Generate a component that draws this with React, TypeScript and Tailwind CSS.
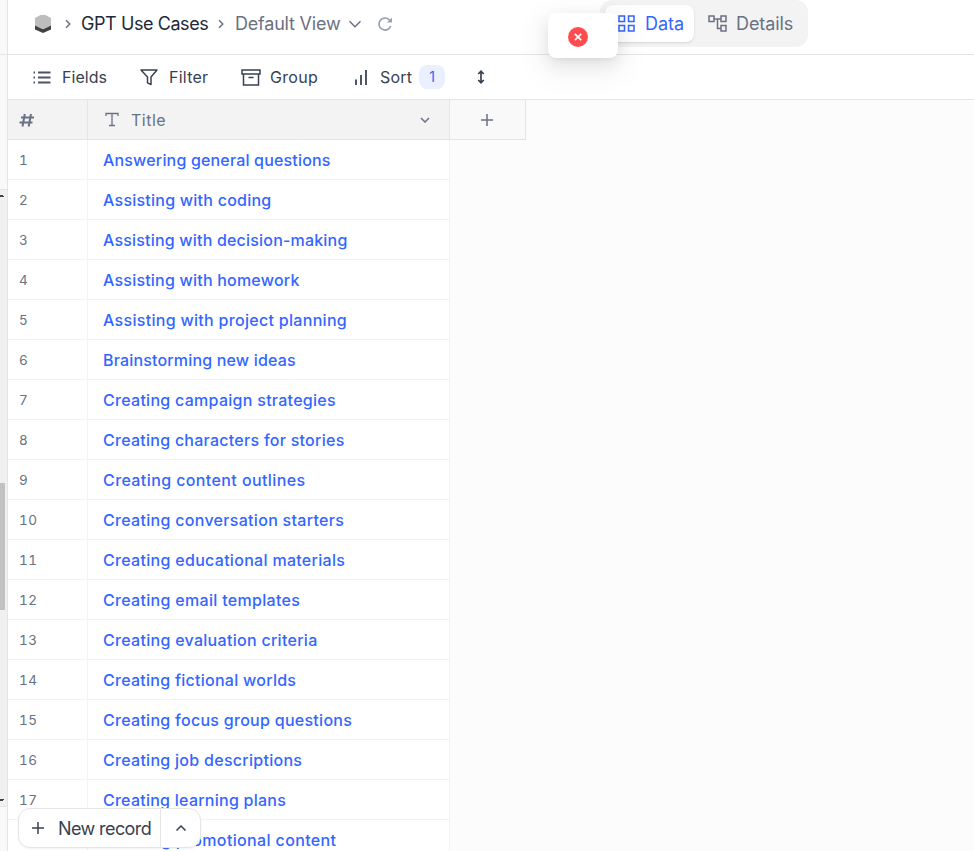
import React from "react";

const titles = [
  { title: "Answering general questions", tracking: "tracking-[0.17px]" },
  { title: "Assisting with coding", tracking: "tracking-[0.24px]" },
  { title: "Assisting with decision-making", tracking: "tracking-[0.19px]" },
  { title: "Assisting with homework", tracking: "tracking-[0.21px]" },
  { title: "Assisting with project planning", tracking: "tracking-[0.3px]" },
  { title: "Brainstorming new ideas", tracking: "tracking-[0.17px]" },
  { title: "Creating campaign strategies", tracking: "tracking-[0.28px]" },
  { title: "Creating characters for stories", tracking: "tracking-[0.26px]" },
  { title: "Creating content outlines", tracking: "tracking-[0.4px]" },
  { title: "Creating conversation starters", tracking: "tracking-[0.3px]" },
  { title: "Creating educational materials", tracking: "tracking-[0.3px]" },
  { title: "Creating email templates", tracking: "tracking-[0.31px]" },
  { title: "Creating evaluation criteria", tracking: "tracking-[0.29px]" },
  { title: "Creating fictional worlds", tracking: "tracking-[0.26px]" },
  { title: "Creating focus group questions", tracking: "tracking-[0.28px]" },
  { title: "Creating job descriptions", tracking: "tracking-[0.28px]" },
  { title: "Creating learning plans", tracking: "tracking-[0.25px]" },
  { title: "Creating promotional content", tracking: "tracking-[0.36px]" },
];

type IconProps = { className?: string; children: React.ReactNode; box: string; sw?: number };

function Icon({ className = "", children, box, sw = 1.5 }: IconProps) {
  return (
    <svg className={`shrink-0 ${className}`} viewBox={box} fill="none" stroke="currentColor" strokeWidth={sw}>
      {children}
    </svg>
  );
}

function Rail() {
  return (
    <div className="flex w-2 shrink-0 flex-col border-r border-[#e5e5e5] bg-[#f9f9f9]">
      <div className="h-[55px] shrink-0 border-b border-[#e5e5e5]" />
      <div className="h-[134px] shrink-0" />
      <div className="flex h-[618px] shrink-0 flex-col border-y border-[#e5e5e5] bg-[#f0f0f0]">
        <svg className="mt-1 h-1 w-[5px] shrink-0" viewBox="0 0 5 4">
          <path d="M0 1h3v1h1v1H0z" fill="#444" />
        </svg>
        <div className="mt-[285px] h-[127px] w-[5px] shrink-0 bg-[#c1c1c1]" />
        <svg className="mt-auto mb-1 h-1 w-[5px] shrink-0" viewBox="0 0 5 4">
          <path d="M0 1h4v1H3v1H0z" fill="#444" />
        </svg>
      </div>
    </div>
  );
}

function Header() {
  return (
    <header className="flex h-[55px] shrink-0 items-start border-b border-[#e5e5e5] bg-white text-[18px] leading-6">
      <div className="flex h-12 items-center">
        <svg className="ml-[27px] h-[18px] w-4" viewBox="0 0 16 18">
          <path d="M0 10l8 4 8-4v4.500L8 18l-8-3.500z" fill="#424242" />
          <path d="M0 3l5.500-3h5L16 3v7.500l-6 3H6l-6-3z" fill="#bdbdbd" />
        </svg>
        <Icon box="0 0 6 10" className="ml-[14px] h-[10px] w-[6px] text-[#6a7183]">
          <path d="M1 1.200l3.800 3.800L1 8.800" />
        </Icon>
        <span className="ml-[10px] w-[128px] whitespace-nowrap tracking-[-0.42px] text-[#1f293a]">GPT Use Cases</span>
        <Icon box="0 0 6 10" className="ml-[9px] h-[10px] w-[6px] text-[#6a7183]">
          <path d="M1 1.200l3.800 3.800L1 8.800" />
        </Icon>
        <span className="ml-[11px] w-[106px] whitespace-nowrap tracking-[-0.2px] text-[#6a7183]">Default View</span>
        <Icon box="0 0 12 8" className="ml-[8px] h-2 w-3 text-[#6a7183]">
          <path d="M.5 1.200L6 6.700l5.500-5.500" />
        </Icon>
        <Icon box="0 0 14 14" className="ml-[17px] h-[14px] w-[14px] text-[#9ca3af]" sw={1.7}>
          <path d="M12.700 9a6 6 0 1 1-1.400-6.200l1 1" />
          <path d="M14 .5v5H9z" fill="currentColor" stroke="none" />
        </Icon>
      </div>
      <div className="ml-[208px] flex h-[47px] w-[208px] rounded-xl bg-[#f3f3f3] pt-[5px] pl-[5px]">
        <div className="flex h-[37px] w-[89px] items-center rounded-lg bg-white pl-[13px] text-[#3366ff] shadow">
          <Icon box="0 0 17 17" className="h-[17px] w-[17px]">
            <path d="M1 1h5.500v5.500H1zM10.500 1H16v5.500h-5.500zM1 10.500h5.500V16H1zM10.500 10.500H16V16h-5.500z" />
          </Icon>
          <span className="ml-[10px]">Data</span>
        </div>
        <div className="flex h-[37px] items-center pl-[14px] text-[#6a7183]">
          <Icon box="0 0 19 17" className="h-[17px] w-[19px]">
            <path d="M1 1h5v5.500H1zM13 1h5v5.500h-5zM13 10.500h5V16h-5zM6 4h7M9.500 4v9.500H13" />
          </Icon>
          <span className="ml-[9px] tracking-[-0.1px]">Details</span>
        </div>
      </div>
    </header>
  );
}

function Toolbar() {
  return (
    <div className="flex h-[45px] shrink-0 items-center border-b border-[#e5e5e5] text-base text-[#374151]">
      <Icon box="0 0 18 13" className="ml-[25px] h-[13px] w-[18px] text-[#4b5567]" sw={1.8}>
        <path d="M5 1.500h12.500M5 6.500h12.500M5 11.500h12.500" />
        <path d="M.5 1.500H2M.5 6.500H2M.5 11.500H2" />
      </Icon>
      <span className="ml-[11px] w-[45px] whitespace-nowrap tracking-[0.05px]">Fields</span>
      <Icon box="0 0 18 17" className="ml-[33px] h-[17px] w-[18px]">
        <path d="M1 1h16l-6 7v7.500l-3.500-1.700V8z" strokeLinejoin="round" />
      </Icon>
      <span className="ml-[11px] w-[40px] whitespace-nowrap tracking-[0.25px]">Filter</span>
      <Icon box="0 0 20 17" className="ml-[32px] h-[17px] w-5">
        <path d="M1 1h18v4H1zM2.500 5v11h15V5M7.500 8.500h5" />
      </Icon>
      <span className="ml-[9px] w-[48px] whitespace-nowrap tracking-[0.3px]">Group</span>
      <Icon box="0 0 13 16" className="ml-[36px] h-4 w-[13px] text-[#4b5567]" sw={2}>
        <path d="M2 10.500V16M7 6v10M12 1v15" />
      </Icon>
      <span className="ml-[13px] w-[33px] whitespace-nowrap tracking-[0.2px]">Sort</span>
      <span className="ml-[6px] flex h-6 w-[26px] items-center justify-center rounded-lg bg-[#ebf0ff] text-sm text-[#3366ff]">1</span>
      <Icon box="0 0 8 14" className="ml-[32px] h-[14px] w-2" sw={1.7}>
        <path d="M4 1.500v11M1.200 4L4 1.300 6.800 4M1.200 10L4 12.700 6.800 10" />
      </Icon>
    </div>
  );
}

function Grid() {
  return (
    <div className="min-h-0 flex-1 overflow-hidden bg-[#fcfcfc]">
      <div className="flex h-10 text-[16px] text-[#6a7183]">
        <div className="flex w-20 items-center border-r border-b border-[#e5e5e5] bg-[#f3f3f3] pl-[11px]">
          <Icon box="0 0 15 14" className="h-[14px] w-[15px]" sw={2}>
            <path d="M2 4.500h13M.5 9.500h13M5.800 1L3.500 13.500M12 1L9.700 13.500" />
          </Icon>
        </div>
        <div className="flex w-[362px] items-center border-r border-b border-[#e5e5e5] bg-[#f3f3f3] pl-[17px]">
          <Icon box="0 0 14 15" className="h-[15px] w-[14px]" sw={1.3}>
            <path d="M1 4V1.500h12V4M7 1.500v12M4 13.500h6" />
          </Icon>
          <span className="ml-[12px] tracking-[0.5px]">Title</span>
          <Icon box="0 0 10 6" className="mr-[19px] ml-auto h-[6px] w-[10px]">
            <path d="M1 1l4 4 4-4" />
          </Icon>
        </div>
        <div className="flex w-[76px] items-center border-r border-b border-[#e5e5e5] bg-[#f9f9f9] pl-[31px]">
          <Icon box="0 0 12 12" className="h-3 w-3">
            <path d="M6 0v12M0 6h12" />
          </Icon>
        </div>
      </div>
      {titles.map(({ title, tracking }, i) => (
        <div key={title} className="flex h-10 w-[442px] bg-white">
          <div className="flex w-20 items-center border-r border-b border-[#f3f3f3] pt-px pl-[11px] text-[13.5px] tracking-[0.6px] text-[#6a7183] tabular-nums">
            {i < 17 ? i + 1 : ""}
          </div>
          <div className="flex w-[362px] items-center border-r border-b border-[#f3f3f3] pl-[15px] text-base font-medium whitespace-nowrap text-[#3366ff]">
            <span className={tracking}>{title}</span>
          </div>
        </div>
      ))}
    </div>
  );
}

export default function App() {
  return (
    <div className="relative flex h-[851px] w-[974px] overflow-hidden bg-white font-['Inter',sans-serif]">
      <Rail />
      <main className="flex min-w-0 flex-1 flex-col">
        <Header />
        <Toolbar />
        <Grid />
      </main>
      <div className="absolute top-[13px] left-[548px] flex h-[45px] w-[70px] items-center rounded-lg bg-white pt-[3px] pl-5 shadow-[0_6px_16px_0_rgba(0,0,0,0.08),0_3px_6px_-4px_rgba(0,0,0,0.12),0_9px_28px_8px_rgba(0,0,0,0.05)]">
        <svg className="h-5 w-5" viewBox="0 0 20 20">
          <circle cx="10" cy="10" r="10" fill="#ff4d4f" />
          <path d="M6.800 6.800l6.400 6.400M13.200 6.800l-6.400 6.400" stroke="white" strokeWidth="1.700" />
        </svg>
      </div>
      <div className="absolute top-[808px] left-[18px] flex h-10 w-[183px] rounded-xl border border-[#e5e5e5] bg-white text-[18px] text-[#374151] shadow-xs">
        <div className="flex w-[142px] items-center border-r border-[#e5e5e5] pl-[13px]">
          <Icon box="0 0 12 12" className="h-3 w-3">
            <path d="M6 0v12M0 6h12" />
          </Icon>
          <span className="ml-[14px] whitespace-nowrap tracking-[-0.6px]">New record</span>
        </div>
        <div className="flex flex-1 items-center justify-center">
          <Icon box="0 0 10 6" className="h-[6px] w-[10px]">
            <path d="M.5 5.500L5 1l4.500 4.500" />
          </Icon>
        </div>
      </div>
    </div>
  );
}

· · · · · · ·

Your task
Print the data above verbatim from the first line through the line holding "import React from", leaving every picture out.

Full solution
Generate a component that draws this with React, TypeScript and Tailwind CSS.
import React from "react";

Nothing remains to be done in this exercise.